The quote you copy-pasted from the article has nothing to do with my comment.
You complain to GP for not considering that the people who published the original Marshmallow test paper had controlled for confounding factors. In the opening paragraph, other researchers complain about just that.

In other words: a more sensible reading of GP's comment would be as a reaction to said paragraph.

I asked why OP is dismissing the possibility that the authors considered the specific factors OP mentioned.

The quote you posted did not address that question. That is why it is not related to my comment, like I already said.

What you say is essentially an appeal to authority. The questions of wombat92 are legitimate and it is the job of the journalist to answer them in the article. "They are professional, they know their job" is not a valid scientific argument.
What gave you the idea that I was making a scientific argument?
I don't understand this researcher worship.
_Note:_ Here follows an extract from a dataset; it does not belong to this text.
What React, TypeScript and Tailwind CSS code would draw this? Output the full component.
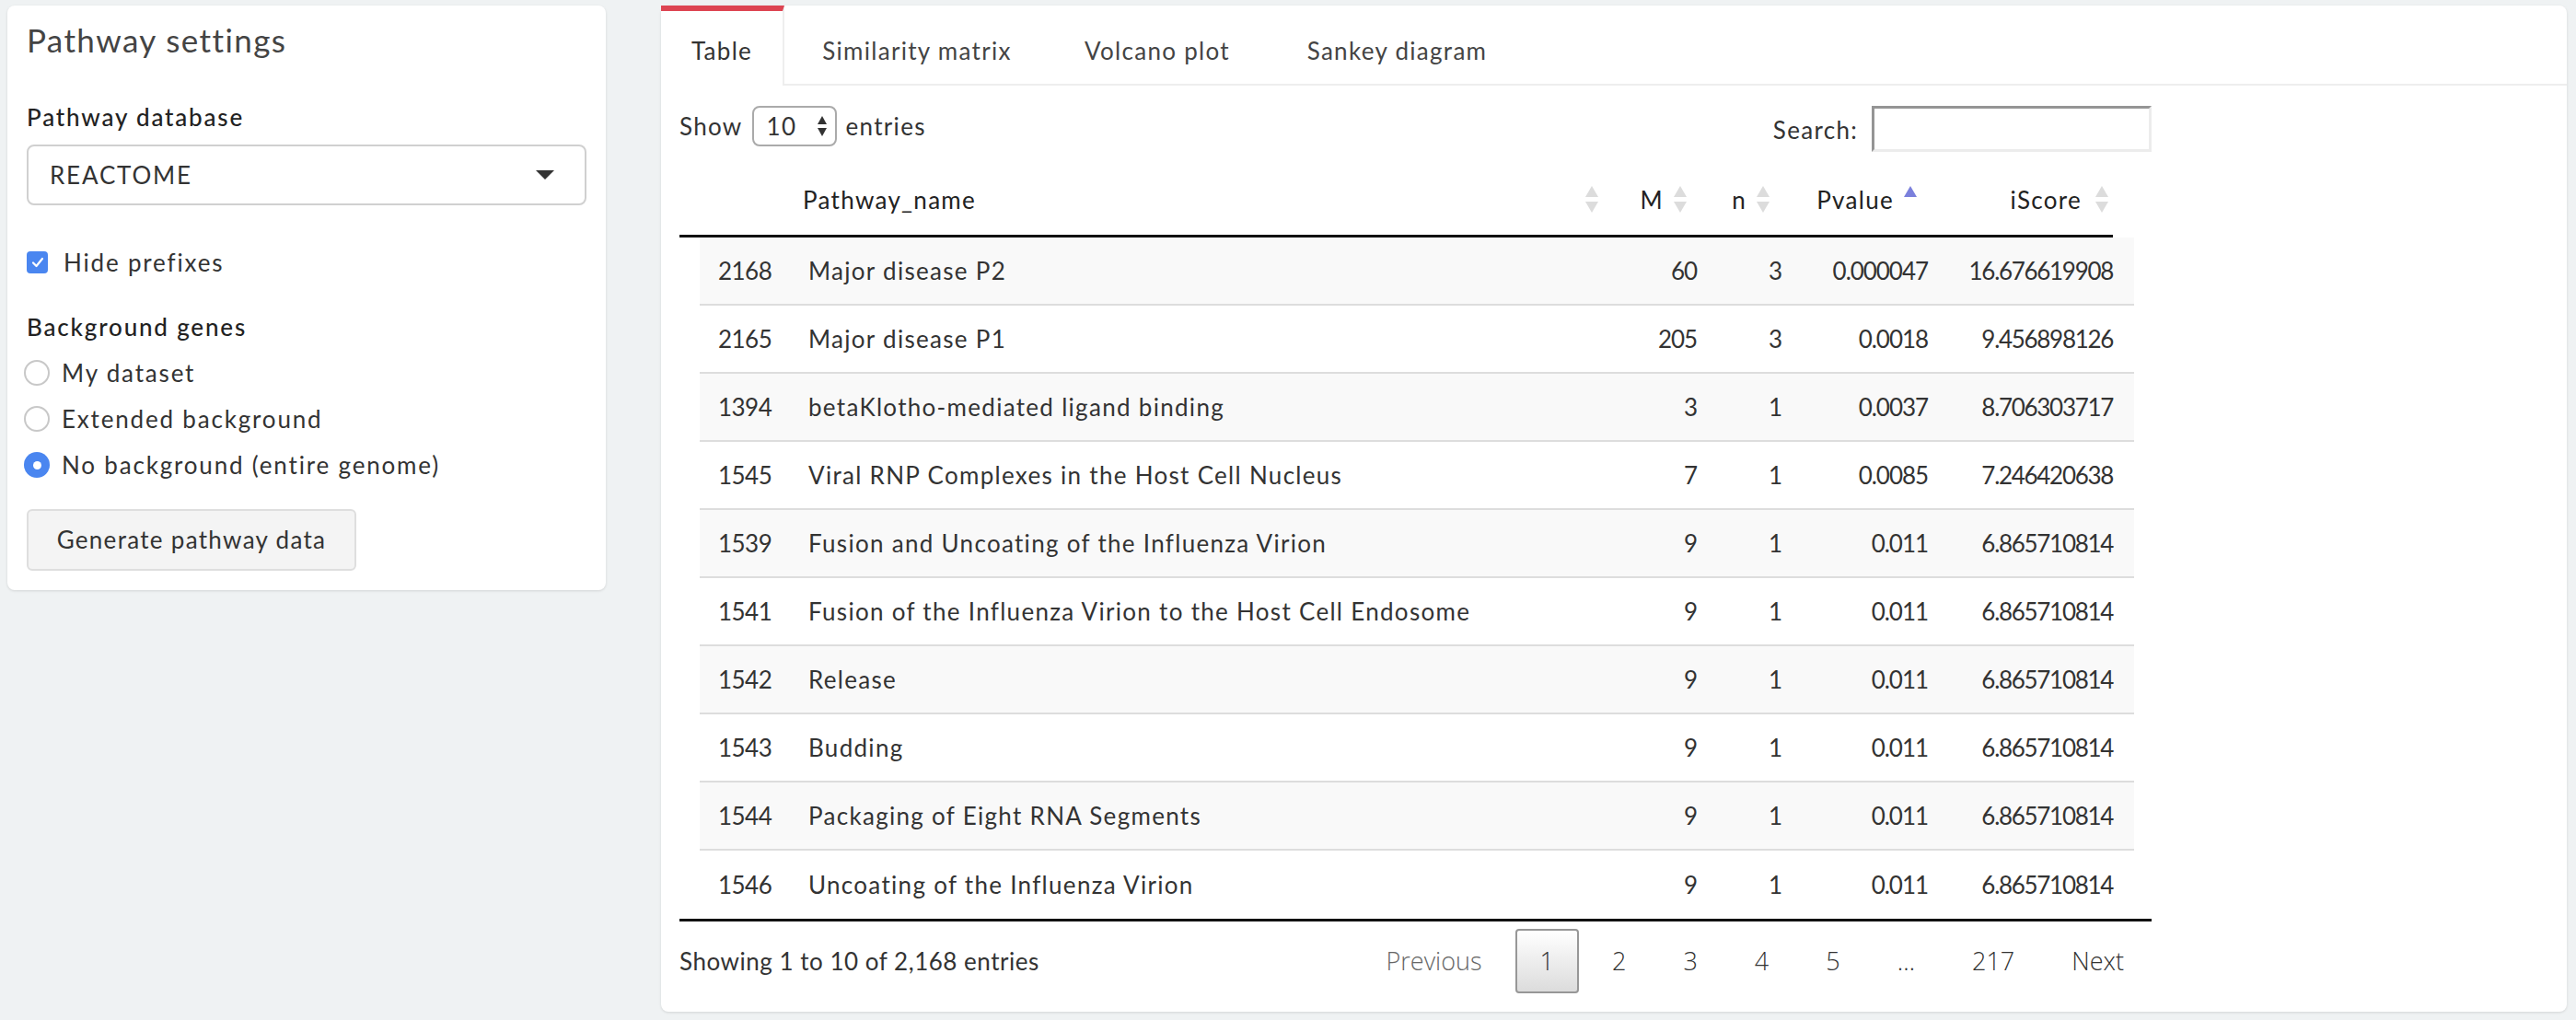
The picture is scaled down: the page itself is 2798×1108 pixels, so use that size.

How many papers from 1800-1900 are still valuable? How many from 1900-2000.

Fact is that academia is grossly overstaffed and under publication pressure. Most papers aren't worth much, especially in the social sciences.

Even in CS there are few seminal papers, and I mean the level of Tukey, Dana Scott, Pollard...

LOL, what are you talking about? I asked why OP had such a dismissive attitude towards the original paper, and that's "researcher worship"? Gotta be one of the most toxic responses I've gotten so far on HN.